Rengasamy vs The Family Manager on 18 July, 2012

Author: K.B.K.Vasuki

Bench: K.B.K.Vasuki

       

  

  

 
 
 BEFORE THE MADURAI BENCH OF MADRAS HIGH COURT

DATED: 18/07/2012

CORAM
THE HONOURABLE MS.JUSTICE K.B.K.VASUKI

S.A No.1376 of 2002

1.  Rengasamy
2.  Periasamy
3.  Veerappan	  		  ...Appellants/
					Appellants/Defendants		

Vs

1.  The Family Manager, Rengaraj
    S/o.Krishnan Asari,
    Thalinchi Village,
    Kulithalai Taluk.			 ... 1st respondent/
					1st respondent/1st plaintiff
2.  Alagumani
3.  Selvarani		              ...  Respondents 2 & 3/
					Respondents 3 & 4/Plaintiffs 3 & 4

PRAYER

Second Appeal filed under Section 100 C.P.C. against the judgment and
decree made in A.S.No.50 of 1999, dated 27.10.2000, on the file of the
Subordinate Judge, Kulithalai confirming the judgment and decree made in
O.S.No.180 of 1995, dated 21.01.1999, on the file of District Munsif Court,
Kulithalai.

!For Appellants   ... Mr.G.Vasudevan
^For Respondents  ... M/s.Sarvabhauman Associates
			
:JUDGMENT

The unsuccessful defendants are the appellants herein. The suit is filed by the respondents/Plaintiffs for the relief of declaration that the plaintiffs are jointly entitled to the suit properties and for consequential permanent injunction for restraining the defendants from interfering with the peaceful possession and enjoyment of the suit property.

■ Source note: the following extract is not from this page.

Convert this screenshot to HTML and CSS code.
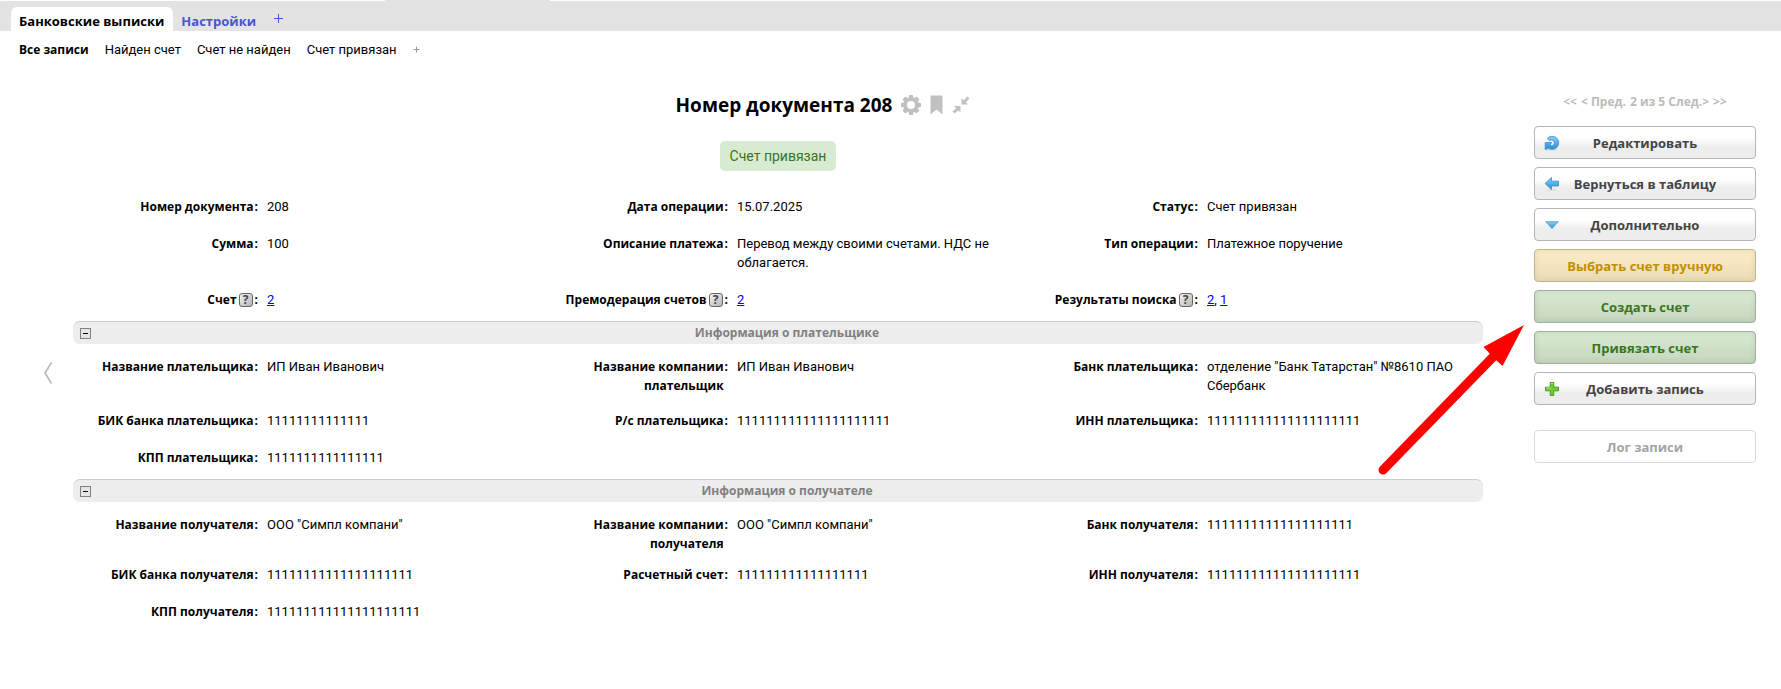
FILE: index.html
```html
<!DOCTYPE html>
<html lang="ru">
<head>
<meta charset="utf-8">
<meta name="viewport" content="width=device-width, initial-scale=1">
<title>Банковские выписки — Номер документа 208</title>
<link rel="stylesheet" href="styles.css">
</head>
<body>
<header class="tabs">
  <a class="tab tab-active" href="#">Банковские выписки</a>
  <a class="tab" href="#">Настройки</a>
  <button class="tab-add" type="button" aria-label="Добавить таблицу"><svg width="9" height="9" viewBox="0 0 9 9"><path d="M4.500 0v9M0 4.500h9" stroke="#4a55cf" stroke-width="1"/></svg></button>
</header>
<nav class="filters">
  <a class="filter filter-active" href="#">Все записи</a>
  <a class="filter" href="#">Найден счет</a>
  <a class="filter" href="#">Счет не найден</a>
  <a class="filter" href="#">Счет привязан</a>
  <button class="filter-add" type="button" aria-label="Добавить фильтр"><svg width="7" height="7" viewBox="0 0 7 7"><path d="M3.500 .500v6M.500 3.500h6" stroke="#999" stroke-width="1"/></svg></button>
</nav>

<div class="page">
  <div class="side-nav">
    <button class="prev-record" type="button" aria-label="Предыдущая запись"><svg width="10" height="24" viewBox="0 0 10 24"><path d="M8.500 1.500L2 12l6.500 10.500" fill="none" stroke="#bdbdbd" stroke-width="1.800"/></svg></button>
  </div>

  <main class="record">
    <div class="title-row">
      <h1 class="title">Номер документа 208</h1>
      <button class="icon-btn" type="button" aria-label="Настройки записи"><svg width="20" height="20" viewBox="0 0 20 20"><g fill="#c0c0c0"><g id="teeth"><rect x="7.800" y="0" width="4.400" height="20" rx="1"/><rect x="0" y="7.800" width="20" height="4.400" rx="1"/></g><use href="#teeth" transform="rotate(45 10 10)"/><circle cx="10" cy="10" r="7.800"/></g><circle cx="10" cy="10" r="4" fill="#fff"/></svg></button>
      <button class="icon-btn" type="button" aria-label="В закладки"><svg width="13" height="20" viewBox="0 0 13 20"><path d="M1.500 .500h10q1 0 1 1v18l-6-5-6 5v-18q0-1 1-1z" fill="#c0c0c0"/></svg></button>
      <button class="icon-btn" type="button" aria-label="Свернуть"><svg width="18" height="18" viewBox="0 0 18 18"><path d="M9.500 2v6.500H16l-2.200-2.200L17.500 2.600 15.400.500l-3.700 3.700zM8.500 16.500V10H2l2.200 2.200L.500 15.400l2.100 2.100 3.700-3.200z" fill="#c0c0c0"/></svg></button>
    </div>
    <div class="status"><span class="badge">Счет привязан</span></div>

    <dl class="fields">
      <div class="field"><dt>Номер документа</dt><dd>208</dd></div>
      <div class="field"><dt>Дата операции</dt><dd>15.07.2025</dd></div>
      <div class="field"><dt>Статус</dt><dd>Счет привязан</dd></div>

      <div class="field"><dt>Сумма</dt><dd>100</dd></div>
      <div class="field"><dt>Описание платежа</dt><dd>Перевод между своими счетами. НДС не облагается.</dd></div>
      <div class="field"><dt>Тип операции</dt><dd>Платежное поручение</dd></div>

      <div class="field"><dt>Счет<button class="help" type="button">?</button></dt><dd><a href="#">2</a></dd></div>
      <div class="field"><dt>Премодерация счетов<button class="help" type="button">?</button></dt><dd><a href="#">2</a></dd></div>
      <div class="field"><dt>Результаты поиска<button class="help" type="button">?</button></dt><dd><a href="#">2</a>, <a href="#">1</a></dd></div>
    </dl>

    <div class="section">
      <button class="toggle" type="button" aria-label="Свернуть раздел"></button>
      <h2>Информация о плательщике</h2>
    </div>
    <dl class="fields fields-section">
      <div class="field tight"><dt>Название плательщика</dt><dd>ИП Иван Иванович</dd></div>
      <div class="field tight"><dt>Название компании плательщик</dt><dd>ИП Иван Иванович</dd></div>
      <div class="field tight"><dt>Банк плательщика</dt><dd>отделение "Банк Татарстан" №8610 ПАО Сбербанк</dd></div>

      <div class="field"><dt>БИК банка плательщика</dt><dd>11111111111111</dd></div>
      <div class="field"><dt>Р/с плательщика</dt><dd>111111111111111111111</dd></div>
      <div class="field"><dt>ИНН плательщика</dt><dd>111111111111111111111</dd></div>

      <div class="field"><dt>КПП плательщика</dt><dd>1111111111111111</dd></div>
    </dl>

    <div class="section">
      <button class="toggle" type="button" aria-label="Свернуть раздел"></button>
      <h2>Информация о получателе</h2>
    </div>
    <dl class="fields fields-section">
      <div class="field tighter"><dt>Название получателя</dt><dd>ООО "Симпл компани"</dd></div>
      <div class="field tighter"><dt>Название компании получателя</dt><dd>ООО "Симпл компани"</dd></div>
      <div class="field tighter"><dt>Банк получателя</dt><dd>11111111111111111111</dd></div>

      <div class="field"><dt>БИК банка получателя</dt><dd>11111111111111111111</dd></div>
      <div class="field"><dt>Расчетный счет</dt><dd>111111111111111111</dd></div>
      <div class="field"><dt>ИНН получателя</dt><dd>111111111111111111111</dd></div>

      <div class="field"><dt>КПП получателя</dt><dd>111111111111111111111</dd></div>
    </dl>
  </main>

  <aside class="actions">
    <div class="pager">
      <a href="#">&lt;&lt;</a><a href="#">&lt; Пред.</a><span>2 из 5 <a href="#">След.&gt;</a></span><a href="#">&gt;&gt;</a>
    </div>
    <button class="btn" type="button"><svg class="btn-icon" width="16" height="16" viewBox="0 0 16 16"><defs><linearGradient id="blue" x1="0" y1="0" x2="0" y2="1"><stop offset="0" stop-color="#8fd0f5"/><stop offset="1" stop-color="#1c8fdc"/></linearGradient></defs><ellipse cx="8" cy="14.800" rx="6.500" ry="1" fill="#ddd"/><path d="M3.200 3.600A6.500 6.500 0 1 1 8 14.300Q6 14.300 4.600 13.300L1.200 14.500V7.500H7.700L5.900 10.200Q7 11 8.300 10.700A3 3 0 0 0 8 4.900Q6.500 4.900 5.600 5.800z" fill="url(#blue)" stroke="#3a8cc8" stroke-width=".8"/></svg>Редактировать</button>
    <button class="btn" type="button"><svg class="btn-icon" width="16" height="16" viewBox="0 0 16 16"><ellipse cx="8" cy="13.800" rx="5" ry="1" fill="#ddd"/><path d="M1 7.500L7.500 1.500V5.200H14.500V10H7.500V13.500z" fill="url(#blue)" stroke="#4a96cc" stroke-width=".9"/></svg>Вернуться в таблицу</button>
    <button class="btn" type="button"><svg class="btn-icon" width="16" height="16" viewBox="0 0 16 16"><path d="M1.800 4.800H14.200L8 11.500z" fill="url(#blue)" stroke="#4a96cc" stroke-width=".8"/></svg>Дополнительно</button>
    <button class="btn btn-yellow" type="button">Выбрать счет вручную</button>
    <button class="btn btn-green" type="button">Создать счет</button>
    <button class="btn btn-green" type="button">Привязать счет</button>
    <button class="btn" type="button"><svg class="btn-icon" width="16" height="16" viewBox="0 0 16 16"><path d="M6.200 1.500h3.600v4.700h4.700v3.600H9.800v4.700H6.200V9.800H1.500V6.200h4.700z" fill="#6fc92f" stroke="#4d9c2a" stroke-width="1"/><path d="M7 2.500h2M2.500 7H7" stroke="#b4e88c" stroke-width="1"/></svg>Добавить запись</button>
    <button class="btn btn-log" type="button">Лог записи</button>
    <svg class="pointer" width="147" height="151" viewBox="0 0 147 151" aria-hidden="true"><path d="M5 146L115 33" stroke="#f00" stroke-width="9" stroke-linecap="round"/><path d="M146 1L124.500 42 118 36 112 30 105.500 23z" fill="#f00"/></svg>
  </aside>
</div>
</body>
</html>
```
FILE: styles.css
```css
* {
  box-sizing: border-box;
}

body {
  margin: 0;
  min-height: 100vh;
  display: flex;
  flex-direction: column;
  background: #fff;
  color: #000;
  font: 13px/19px Roboto, "Noto Sans", sans-serif;
}

button {
  margin: 0;
  padding: 0;
  border: 0;
  background: none;
  color: inherit;
  font: inherit;
  cursor: pointer;
}

svg {
  display: block;
}

/* Table tabs */
.tabs {
  display: flex;
  align-items: flex-end;
  height: 31px;
  padding-left: 11px;
  background: linear-gradient(90deg, #fff 385px, transparent 385px 550px, #fff 550px) 0 0 / 100% 1px no-repeat #e3e3e3;
}

.tab {
  height: 24px;
  padding: 4px 9px 0 8px;
  color: #4a55cf;
  font: bold 13px/20px "Open Sans", sans-serif;
  text-decoration: none;
}

.tab-active {
  border-radius: 6px 6px 0 0;
  background: #fff;
  color: #000;
}

.tab-add {
  align-self: flex-start;
  margin: 14px 0 0 9px;
}

/* Saved filters */
.filters {
  display: flex;
  align-items: center;
  gap: 16px;
  padding: 9px 19px 1px;
}

.filter {
  color: #000;
  text-decoration: none;
}

.filter-active {
  font: bold 12px/19px "Open Sans", sans-serif;
}

/* Page columns */
.page {
  flex: 1;
  display: grid;
  grid-template-columns: 73px minmax(0, 1fr) 222px;
  padding: 0 25px 4px 0;
}

.side-nav {
  display: flex;
  align-items: center;
  padding-left: 43px;
}

.record {
  padding: 31px 51px 0 0;
}

.title-row {
  display: flex;
  align-items: center;
  justify-content: center;
  gap: 9px;
  padding-left: 90px;
}

.title {
  margin: 0;
  font: bold 19px/28px "Open Sans", sans-serif;
}

.status {
  display: flex;
  justify-content: center;
  margin: 22px 0 26px;
}

.badge {
  padding: 5px 10px;
  border-radius: 5px;
  background: #d9ead3;
  color: #38761d;
  font-size: 14px;
  line-height: 20px;
}

/* Field grid */
.fields {
  display: grid;
  grid-template-columns: repeat(3, minmax(0, 1fr));
  margin: 0;
  padding-bottom: 12px;
  row-gap: 18px;
}

.fields-section {
  padding-top: 13px;
}

.field {
  display: grid;
  grid-template-columns: 185px minmax(0, 1fr);
  column-gap: 9px;
  align-content: start;
}

.tight {
  margin-bottom: -2px;
}

.tighter {
  margin-bottom: -6px;
}

.field dt {
  display: grid;
  grid-template-columns: minmax(0, 1fr) auto;
  column-gap: 1px;
  font: bold 12px/19px "Open Sans", sans-serif;
  text-align: right;
}

.field dt::after {
  content: ":";
}

.field dt:has(.help) {
  grid-template-columns: minmax(0, 1fr) auto auto;
  column-gap: 2px;
}

.field dd {
  margin: 0;
  padding-right: 8px;
}

.field a {
  color: #00e;
}

.help {
  align-self: center;
  width: 14px;
  height: 14px;
  border: 1px solid #666;
  border-radius: 3px;
  background: linear-gradient(135deg, #f4f4f4, #b5b5b5);
  color: #444;
  font: bold 12px/12px "Open Sans", sans-serif;
}

/* Section bars */
.section {
  display: flex;
  align-items: center;
  height: 23px;
  padding-left: 7px;
  border-top: 1px solid #ccc;
  border-radius: 7px;
  background: #ededed;
}

.section h2 {
  flex: 1;
  margin: 0;
  color: #808080;
  font: bold 12px/20px "Open Sans", sans-serif;
  text-align: center;
}

.toggle {
  width: 11px;
  height: 11px;
  border: 1px solid #808080;
  background: linear-gradient(#000, #000) center / 5px 1px no-repeat #e4e4e4;
}

/* Record actions */
.actions {
  position: relative;
  display: flex;
  flex-direction: column;
  gap: 8px;
  padding-top: 32px;
}

.pager {
  display: flex;
  justify-content: center;
  gap: 4px;
  margin-bottom: 7px;
  color: #bbb;
  font: bold 12px/19px "Open Sans", sans-serif;
}

.pager a {
  color: inherit;
  text-decoration: none;
}

.btn {
  position: relative;
  height: 33px;
  border: 1px solid #b5b5b5;
  border-radius: 4px;
  background: linear-gradient(#fff 35%, #ededed 65%);
  color: #444;
  font: bold 13px/20px "Open Sans", sans-serif;
}

.btn-icon {
  position: absolute;
  top: 8px;
  left: 9px;
}

.btn-yellow {
  border-color: #bfb48f;
  background: linear-gradient(#fcedc8, #eadcb8);
  box-shadow: inset 0 0 6px rgba(120, 90, 0, 0.12);
  color: #bf9000;
}

.btn-green {
  border-color: #9fb09a;
  background: linear-gradient(#d9ead3, #c6d6c0);
  box-shadow: inset 0 0 6px rgba(30, 70, 20, 0.12);
  color: #38761d;
}

.btn-log {
  margin-top: 17px;
  border-color: #d9d9d9;
  background: #fff;
  color: #a3a3a3;
}

/* Arrow drawn over the form, pointing at the green buttons */
.pointer {
  position: absolute;
  top: 264px;
  right: 231px;
  pointer-events: none;
}
```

2. According to the plaintiff, the suit properties and other properties originally belonged to one Ponnusamy and he died leaving behind his four sons viz., Perumal, Veeramalai, Santhanam and Raman and all the four brothers effected oral partition among themselves in respect of the ancestral joint family properties, in which Perumal was allotted the suit properties and since the date of partition, four brothers have been in separate possession and enjoyment of specific portions allotted to them. The first plaintiff is the elder son of Krishnan, who is one of the sons of Perumal and who died leaving behind the first plaintiff and his brother Nagarajan and his daughter by name Mariyayee and his widow. The second plaintiff is the brother of Krishnan. During the pendency of the suit, the second plaintiff Ponnusamy died and his legal heirs are impleaded as the Plaintiffs 3 & 4. The brothers Krishnan and Ponnusamy, after the death of their father Perumal, divided the joint family properties, leaving the suit properties in common, without any division and the first plaintiff's father Krishnan purchased the undivided extent of 3 acres from the second plaintiff under a registered sale deed, dated 30.08.1978. The total extent of the 1st item of the suit property in the suit Survey No.103/4 is 7.16 acres. Thereafter, Krishnan became entitled to the undivided extent of 6.58 acres in the undivided extent. The second plaintiff is entitled to remaining undivided extent of 58 cents. The suit second item is a well with an electric motor pumpset. The plaintiffs are entitled to 4/5th share in the suit second item and the defendants are entitled to remaining 1/5 share in the same. The suit items 1 and 2 were in joint possession and enjoyment of Krishnan and Ponnusamy. After the death of Krishnan, his share devolved upon his legal representatives and his legal representatives and the second plaintiff had been in possession and enjoyment of the same by obtaining joint patta in the settlement proceedings. While so, defendants 1 and 2 managed to get their names included in the joint patta in respect of the suit items and attempted to raise dispute with regard to title in respect of suit items without any right, title or interest to do so.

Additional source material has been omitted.